Monday, June 14, 2010

The Other Guy

The other guy is dying. He'd had a parallel experience to my father's: laborious decline into dementia, a stint in a psych hospital and then, the dementia ward. Like my father, he was combative and aggressive. Like my father, he had a strong and healthy body. The wife was bereft. We'd stood together in the hall, the wife, my mother and I, listening to his sputtering rage. We huddled in the lobby. We compared. We commiserated. We held hands.

Now they've called in hospice. His body is trapped under a belt, his wrists strapped to the bed rails. The medication has reduced him to silence.

"How're you doing, Mr. Hale?" I shout into his room as my father and I pass by. My father walks with a staggered gait, a ghost in orthopedic sneakers. Our elbows are linked; I clench his arm to my side. He is not dying.

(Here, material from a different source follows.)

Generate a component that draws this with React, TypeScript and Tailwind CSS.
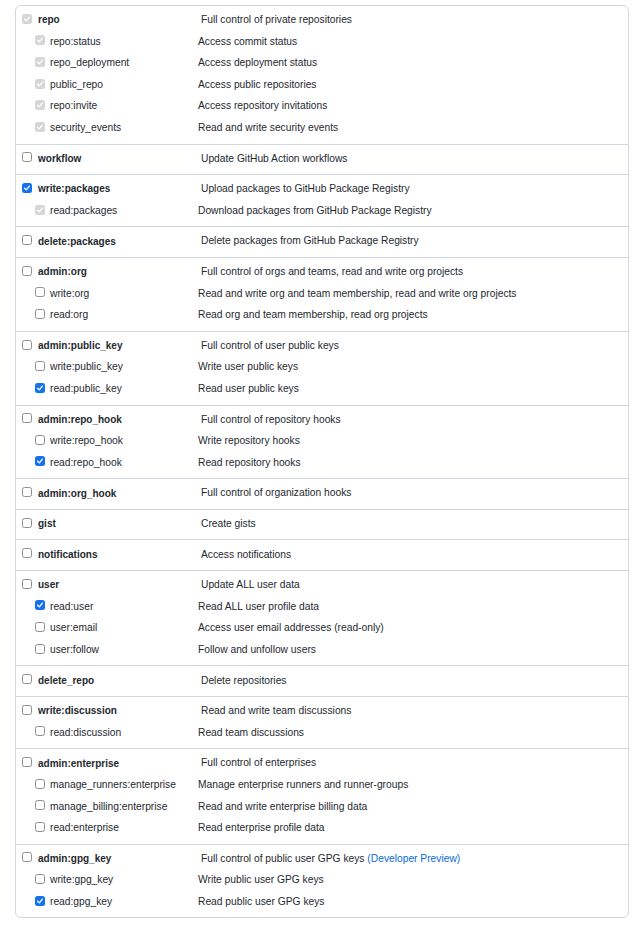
type Mark = "off" | "on" | "locked";

type Scope = {
  name: string;
  desc: string;
  mark: Mark;
  link?: string;
};

type Group = {
  parent: Scope;
  children: Scope[];
};

const groups: Group[] = [
  {
    parent: { name: "repo", desc: "Full control of private repositories", mark: "locked" },
    children: [
      { name: "repo:status", desc: "Access commit status", mark: "locked" },
      { name: "repo_deployment", desc: "Access deployment status", mark: "locked" },
      { name: "public_repo", desc: "Access public repositories", mark: "locked" },
      { name: "repo:invite", desc: "Access repository invitations", mark: "locked" },
      { name: "security_events", desc: "Read and write security events", mark: "locked" },
    ],
  },
  {
    parent: { name: "workflow", desc: "Update GitHub Action workflows", mark: "off" },
    children: [],
  },
  {
    parent: { name: "write:packages", desc: "Upload packages to GitHub Package Registry", mark: "on" },
    children: [
      { name: "read:packages", desc: "Download packages from GitHub Package Registry", mark: "locked" },
    ],
  },
  {
    parent: { name: "delete:packages", desc: "Delete packages from GitHub Package Registry", mark: "off" },
    children: [],
  },
  {
    parent: { name: "admin:org", desc: "Full control of orgs and teams, read and write org projects", mark: "off" },
    children: [
      { name: "write:org", desc: "Read and write org and team membership, read and write org projects", mark: "off" },
      { name: "read:org", desc: "Read org and team membership, read org projects", mark: "off" },
    ],
  },
  {
    parent: { name: "admin:public_key", desc: "Full control of user public keys", mark: "off" },
    children: [
      { name: "write:public_key", desc: "Write user public keys", mark: "off" },
      { name: "read:public_key", desc: "Read user public keys", mark: "on" },
    ],
  },
  {
    parent: { name: "admin:repo_hook", desc: "Full control of repository hooks", mark: "off" },
    children: [
      { name: "write:repo_hook", desc: "Write repository hooks", mark: "off" },
      { name: "read:repo_hook", desc: "Read repository hooks", mark: "on" },
    ],
  },
  {
    parent: { name: "admin:org_hook", desc: "Full control of organization hooks", mark: "off" },
    children: [],
  },
  {
    parent: { name: "gist", desc: "Create gists", mark: "off" },
    children: [],
  },
  {
    parent: { name: "notifications", desc: "Access notifications", mark: "off" },
    children: [],
  },
  {
    parent: { name: "user", desc: "Update ALL user data", mark: "off" },
    children: [
      { name: "read:user", desc: "Read ALL user profile data", mark: "on" },
      { name: "user:email", desc: "Access user email addresses (read-only)", mark: "off" },
      { name: "user:follow", desc: "Follow and unfollow users", mark: "off" },
    ],
  },
  {
    parent: { name: "delete_repo", desc: "Delete repositories", mark: "off" },
    children: [],
  },
  {
    parent: { name: "write:discussion", desc: "Read and write team discussions", mark: "off" },
    children: [
      { name: "read:discussion", desc: "Read team discussions", mark: "off" },
    ],
  },
  {
    parent: { name: "admin:enterprise", desc: "Full control of enterprises", mark: "off" },
    children: [
      { name: "manage_runners:enterprise", desc: "Manage enterprise runners and runner-groups", mark: "off" },
      { name: "manage_billing:enterprise", desc: "Read and write enterprise billing data", mark: "off" },
      { name: "read:enterprise", desc: "Read enterprise profile data", mark: "off" },
    ],
  },
  {
    parent: {
      name: "admin:gpg_key",
      desc: "Full control of public user GPG keys",
      mark: "off",
      link: "(Developer Preview)",
    },
    children: [
      { name: "write:gpg_key", desc: "Write public user GPG keys", mark: "off" },
      { name: "read:gpg_key", desc: "Read public user GPG keys", mark: "on" },
    ],
  },
];

function Box({ mark }: { mark: Mark }) {
  if (mark === "off") {
    return (
      <span className="block w-[10px] h-[10px] shrink-0 rounded-[2.5px] border border-[#8e8e8e] bg-white -mt-[2px]" />
    );
  }
  const fill = mark === "on" ? "bg-[#1472f0]" : "bg-[#d6d6d6]";
  return (
    <span className={`flex items-center justify-center w-[10px] h-[10px] shrink-0 rounded-[2.5px] -mt-[2px] ${fill}`}>
      <svg viewBox="0 0 10 10" className="w-[8px] h-[8px]">
        <path d="M2 5.3 L4.1 7.4 L8 2.6" fill="none" stroke="white" strokeWidth="1.6" strokeLinecap="round" strokeLinejoin="round" />
      </svg>
    </span>
  );
}

function Row({ scope, child }: { scope: Scope; child: boolean }) {
  return (
    <div className="flex items-center h-[21.6px] pb-[2px]">
      <div className={child ? "flex items-center w-[182px] pl-[19px] gap-[5px]" : "flex items-center w-[185px] pl-[6px] gap-[6px]"}>
        <Box mark={scope.mark} />
        <span className={child ? "text-[10.25px]" : "text-[10px] font-bold"}>{scope.name}</span>
      </div>
      <span className="text-[10.25px] text-[#24292f]">
        {scope.desc}
        {scope.link && <span className="text-[#0969da]"> {scope.link}</span>}
      </span>
    </div>
  );
}

export default function App() {
  return (
    <div className="min-h-[927px] bg-white pt-[5px] pl-[15px] font-['Liberation_Sans',Arial,sans-serif] text-[#24292f]">
      <div className="w-[614px] rounded-[6px] border border-[#d0d7de] divide-y divide-[#d0d7de]">
        {groups.map((group) => {
          return (
            <div key={group.parent.name} className="py-1">
              <Row scope={group.parent} child={false} />
              {group.children.map((scope) => {
                return <Row key={scope.name} scope={scope} child={true} />;
              })}
            </div>
          );
        })}
      </div>
    </div>
  );
}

How're you doing? What a stupid question.

Tuesday, June 1, 2010

Don't Pick Up That Phone!

He bit someone. My father bit someone. The man known throughout his professional life as "creampuff bob" bit an aide on the arm. It was an unprovoked bite; he wasn't angry or defensive. Like a shark nibbling on bait, he simply sank his teeth into any arm that presented itself. The aide was taken to the clinic and my father was given a sedative.

The nursing home is required to report violent behavior, so my phone rang soon after nine. "Your father had an event," the nurse started. An event. That's what they call everything. Like they're having a party or something. I wish they didn't call me. I wish I didn't know anything. I prefer my original perception of my father. I prefer thinking about him as funny and inspiring, thought-provoking, challenging and intellectual and witty. I am trying so hard to remember him like that. But then, the phone rings.